Ocupação do Espaço com bola
O ponto de partida do FC Famalicão, em posse, passa pela ocupação a toda a largura e comprimento do terreno de jogo. Com os dois centrais na base da estrutura e os laterais em apoio, conjugado com o médio mais recuado que, em situações de pressão, pode descer para o centro dos centrais, a equipa alinha a sua outra metade a procurar profundidade.
Rara é a bola que sai direta na frente, porque a simulação do ataque à profundidade tem como objetivo primordial a criação de espaço de movimento para os dois interiores receberem para a progressão. As movimentações dos dois interiores provocam a organização defensiva do adversário e, sobretudo em momentos de subida de pressão, podem encontrar chaves para ultrapassar linhas com a bola a circular, ora dentro, ora fora desse bloco.
Provocar o desconforto
O posicionamento no momento ofensivo deve conjugar-se, nas intenções do modelo de jogo, com o posicionamento no momento defensivo. A tal comodidade acima apontada, conveniência e estabilidade, onde a equipa de João Pedro Sousa se mantém. Tendencialmente organizados com duas linhas de quatro e um elemento na frente delas, o Famalicão procura subir o bloco para pressionar o adversário e provocar o desconforto ao elemento com bola. Assim, com o avançando centro a executar uma primeira pressão, solta-se uma peça da primeira linha de quatro para encurtar espaços de progressão.

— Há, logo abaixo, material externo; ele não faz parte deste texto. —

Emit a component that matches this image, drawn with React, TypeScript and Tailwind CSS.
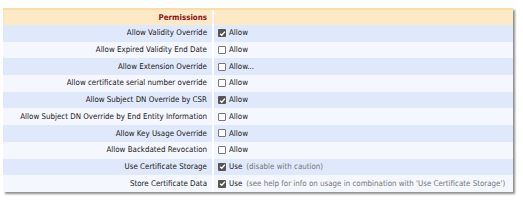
import React from 'react';

type Row = {
  label: string;
  checked: boolean;
  text: string;
  help?: string;
};

const rows: Row[] = [
  { label: 'Allow Validity Override', checked: true, text: 'Allow' },
  { label: 'Allow Expired Validity End Date', checked: false, text: 'Allow' },
  { label: 'Allow Extension Override', checked: false, text: 'Allow...' },
  { label: 'Allow certificate serial number override', checked: false, text: 'Allow' },
  { label: 'Allow Subject DN Override by CSR', checked: true, text: 'Allow' },
  { label: 'Allow Subject DN Override by End Entity Information', checked: false, text: 'Allow' },
  { label: 'Allow Key Usage Override', checked: false, text: 'Allow' },
  { label: 'Allow Backdated Revocation', checked: false, text: 'Allow' },
  { label: 'Use Certificate Storage', checked: true, text: 'Use', help: '(disable with caution)' },
  {
    label: 'Store Certificate Data',
    checked: true,
    text: 'Use',
    help: "(see help for info on usage in combination with 'Use Certificate Storage')",
  },
];

function Checkbox({ checked }: { checked: boolean }) {
  if (checked) {
    return (
      <span className="inline-flex items-center justify-center w-[8px] h-[8px] rounded-[1px] bg-[#555]">
        <svg width="7" height="7" viewBox="0 0 8 8">
          <path d="M1.3 4.2 L3.2 6 L6.8 1.8" fill="none" stroke="#fff" strokeWidth="1.5" />
        </svg>
      </span>
    );
  }
  return <span className="inline-block w-[8px] h-[8px] rounded-[1px] border border-[#777] bg-white" />;
}

export default function App() {
  return (
    <div className="w-[523px] h-[204px] bg-white pt-[8px] pl-[3px] font-['DejaVu_Sans',sans-serif] font-stretch-condensed text-[7.9px]">
      <div className="w-[510px] shadow-[2px_2px_2px_rgba(0,0,0,0.45)]">
        <div className="flex h-[17px] bg-[#fde9c6] border-t-2 border-[#fbdca6]">
          <div className="w-[209px] flex items-center justify-end pr-[5px] font-bold text-[#8b1515]">
            Permissions
          </div>
          <div className="flex-1 border-l-2 border-white" />
        </div>
        {rows.map((row, i) => (
          <div
            key={row.label}
            className={`flex h-[16.7px] ${i % 2 === 0 ? 'bg-[#e0e8fb]' : 'bg-[#f4f7fe]'}`}
          >
            <div className="w-[209px] flex items-center justify-end pr-[5px] text-[#1a1a1a]">
              {row.label}
            </div>
            <div className="flex-1 border-l-2 border-white flex items-center pl-[4px] gap-[3px]">
              <Checkbox checked={row.checked} />
              <span className="text-[#1a1a1a]">{row.text}</span>
              {row.help && <span className="text-[#777] ml-[1px]">{row.help}</span>}
            </div>
          </div>
        ))}
      </div>
    </div>
  );
}
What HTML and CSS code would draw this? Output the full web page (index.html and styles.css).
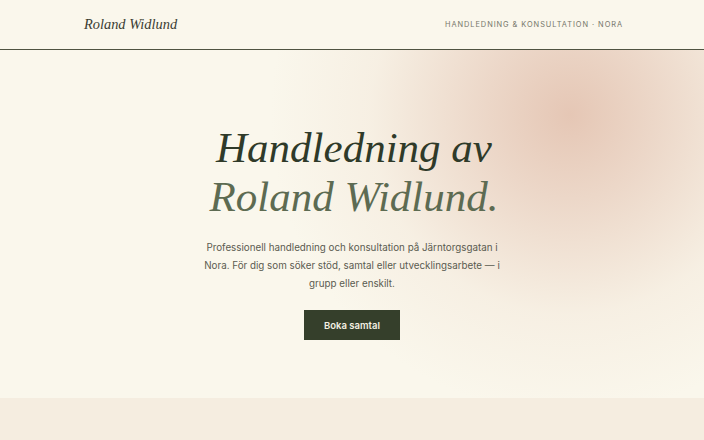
FILE: index.html
```html
<!DOCTYPE html>
<html lang="sv">
  <head>
    <meta charset="utf-8" />
    <meta name="viewport" content="width=device-width,initial-scale=1.0" />
    <title>Roland Widlund – Handledning &amp; konsultation</title>
    <link rel="stylesheet" href="styles.css">
  </head>

  <body>
    <!-- Header -->
    <header class="site-header">
      <a class="logo" href="#">Roland Widlund</a>
      <span class="tagline">Handledning &amp; konsultation · Nora</span>
    </header>

    <!-- Hero -->
    <section class="hero">
      <h1 class="hero-title">
        Handledning av<br />
        <span class="hero-name">Roland Widlund.</span>
      </h1>
      <p class="hero-text">
        Professionell handledning och konsultation på Järntorgsgatan i
        Nora. För dig som söker stöd, samtal eller utvecklingsarbete —&nbsp;i
        grupp eller enskilt.
      </p>
      <a class="button" href="#">Boka samtal</a>
    </section>

    <!-- Next section -->
    <section class="services"></section>
  </body>
</html>
```

FILE: styles.css
```css
body {
  margin: 0;
  background: #faf7ec;
  color: #55574b;
  font-family: Inter, "Noto Sans", sans-serif;
}

a {
  text-decoration: none;
}

/* header */
.site-header {
  height: 49px;
  padding: 0 81px 0 84px;
  display: flex;
  align-items: center;
  justify-content: space-between;
  border-bottom: 1px solid #4f5341;
  background: #faf7ec;
}
.logo {
  font-family: "Liberation Serif", serif;
  font-style: italic;
  font-size: 14.4px;
  color: #3b3d33;
  margin-top: -1px;
}
.tagline {
  font-size: 7.4px;
  letter-spacing: 0.95px;
  text-transform: uppercase;
  color: #75766a;
}

/* hero */
.hero {
  height: 348px;
  display: flex;
  flex-direction: column;
  align-items: center;
  text-align: center;
  background:
    radial-gradient(circle at 570px 65px, rgba(228, 196, 178, 0.95) 0, rgba(232, 206, 190, 0.75) 90px, rgba(240, 225, 210, 0.35) 200px, rgba(250, 247, 236, 0) 300px),
    #faf7ec;
}
.hero-title {
  margin: 73px 0 0 4px;
  font-family: "Liberation Serif", serif;
  font-style: italic;
  font-weight: normal;
  font-size: 43px;
  line-height: 49px;
  color: #2f3a29;
}
.hero-name {
  color: #5d6b52;
}
.hero-text {
  width: 306px;
  margin: 18px 0 0;
  font-size: 9.8px;
  line-height: 18px;
  color: #5a5b50;
}
.button {
  margin-top: 17px;
  width: 96px;
  height: 30px;
  display: flex;
  align-items: center;
  justify-content: center;
  background: #353f2b;
  color: #f3efe2;
  font-size: 9.5px;
  font-weight: 600;
}

.services {
  height: 60px;
  background: #f5ede0;
}
```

A equipa mantém uma atitude de predomínio territorial no campo de jogo, aproximando elementos na linha mais recuada, permitindo a aproximação das linhas dentro do bloco e expelindo a progressão adversária para os flancos. Esta organização dos famalicenses tende a criar bastantes problemas aos seus rivais que, como já disse João Pedro Sousa, vão cada vez mais reconhecendo melhor aquela que é a identidade de jogo da sua equipa. Neste último fim-de-semana, o Rio Ave cresceu na exploração da largura do campo, conseguindo por vezes encontrar espaços de penetração a partir da faixa, criando aí dificuldades defensivas para o Famalicão.
Interligação e transição
Um bom exemplo de interligação entre os momentos do jogo aconteceu, este passado fim-de-semana, no lance do primeiro golo frente ao Rio Ave. O bloco famalicense minimizou-se para um quarto de terreno de jogo com o objetivo de fechar a colocação de bola em jogo após um lançamento de linha lateral. A proximidade e a consequente pressão permitiram o aproveitamento do erro de passe do jogador adversário.
A partir da recuperação, uma vez a consciência dos espaços se revela no conjunto de João Pedro Sousa. Progressão à procura de largura, ocupação de corredores e variação do controlo da bola nos mesmos até servir Toni Martínez nas costas da defensiva adversária.
Aqui podes ver o vídeo deste lance.
As linhas do construtor
João Pedro Sousa faz, no FC Famalicão, a sua primeira temporada como treinador principal ao mais alto nível, depois de parte da carreira como adjunto de Marco Silva. A avaliação do seu trabalho poderá ser feita, com outra propriedade, no final da temporada, mas a meio dela, denota sinais de consistência que são apreciáveis e já colaboram para se entender que o desafio que lhe foi colocado será superado.
A manutenção já não está em causa e, apesar de uma eliminação precoce na Taça da Liga, começa hoje a discutir as meias-finais da Taça de Portugal, um resultado histórico para o clube. Em termos individuais, é notório que um conjunto de jogadores do plantel estão a ser valorizados, como demonstra a chamada de Nehuén Pérez para a seleção argentina. Será factual vermos alguns destes jogadores serem disputados no próximo mercado de transferências.
Mas o que permite toda esta sensação de sucesso é a estabilidade de um modelo que, mesmo quando algumas peças têm que ser substituídas, por lesão, suspensão ou serviço de seleção, a face do Famalicão se mantém a mesma. A união de resultados com identidade fazem-nos entender que João Pedro Sousa já apresenta mestria na construção de casas de campo. O próximo desafio terá, certamente, outro tipo de exigências.